Statist France Collapsing, It Simply No Longer ‘Works’ By Michel Gurfinkiel

https://pjmedia.com/blog/statist-france-collapsing-it-simply-no-longer-works/

When the so-called student revolution erupted in Paris in May 1968, President Charles de Gaulle was on a state visit in Romania, and Prime Minister Georges Pompidou on a parallel visit in Afghanistan. Both men were asserting France’s “grandeur” abroad and its “world role” as a champion of “national independence” against both “American and Soviet imperialism.”

Within days, they had to shorten their tours and return to Paris unceremoniously to face a chaotic situation at home.

Radical students had turned the Sorbonne University into a “liberated territory” ; there were barricades all over the Latin Quarter, in the very heart of the French capital; strikes were choking the economy to death; red and black flags were being waved on public buildings. So much for “grandeur.”

One cannot help but recall the 1968 precedent now, as France just convened an international conference in Paris to “restart the Israeli-Palestinian peace process.” Twenty-nine countries and international organizations attended the conference’s grand opening on June 3. However, very few of them did so at a significant level. Secretary of State John Kerry obliged. So did UN Secretary General Ban Ki-Moon and European Union foreign policy chief Federica Mogherini. That was it.

One reason why the conference’s opening failed to attract as much attention as the French sought is simply that France is — again — in a mess.

President Hollande’s popularity is down to 11%. Prime Minister Manuel Valls fares almost as miserably at 14%.

Although a state of emergency has been declared since the jihadist massacres in Paris last November, street riots are still rampant and demonstrations ubiquitous.

The socialist cabinet was unable to pass new labor legislation in a socialist-dominated parliament, and had to resort to Article 49-3: a constitutional provision similar to what is known in America as an executive order.

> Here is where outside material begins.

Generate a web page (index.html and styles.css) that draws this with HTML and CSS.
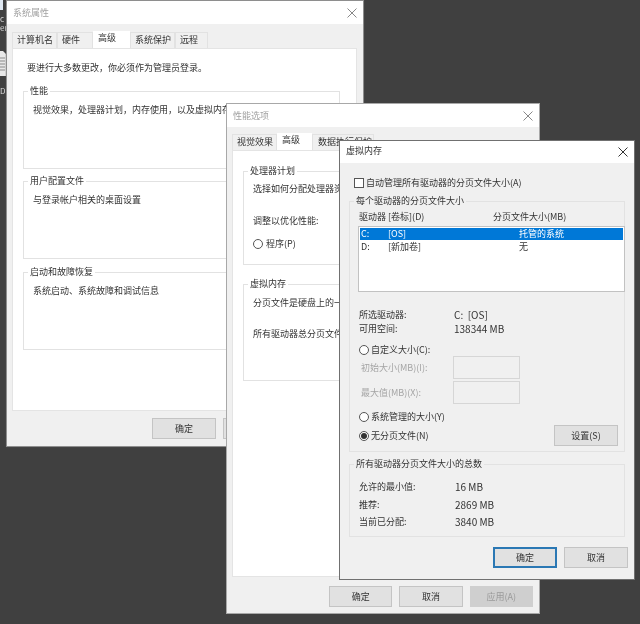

This move enraged the unions, which started strikes in the public transportation sector from planes to trains to petrol distribution to garbage collection.

What saved Hollande and Valls, for a while, was a natural catastrophe: heavy rains and subsequent floods devastated much of the country, even Paris, for about two weeks. Even die-hard unionists had to relent under such circumstances.

Hollande and Valls expected a further respite from Euro 2016, the UEFA European soccer contest taking place in Paris and other major French cities until July 10. They were wrong: strikes were renewed with a vengeance on June 10, the very day Euro 16 was started.

There is something puzzling about the recurrence of domestic crises in France over the past fifty years and the French insistence, throughout the same period, to be a major player in world politics — unless one takes it as the two faces of a single coin. The French are convinced they are a great power, and thus entitled to a world role, because they have a strong statist government — arguably the strongest and most statist in Europe.

They don’t quite realize, however, that statism tends to be counterproductive beyond some limits and to generate cumulative mismanagement. Even in the much hallowed sphere of foreign affairs.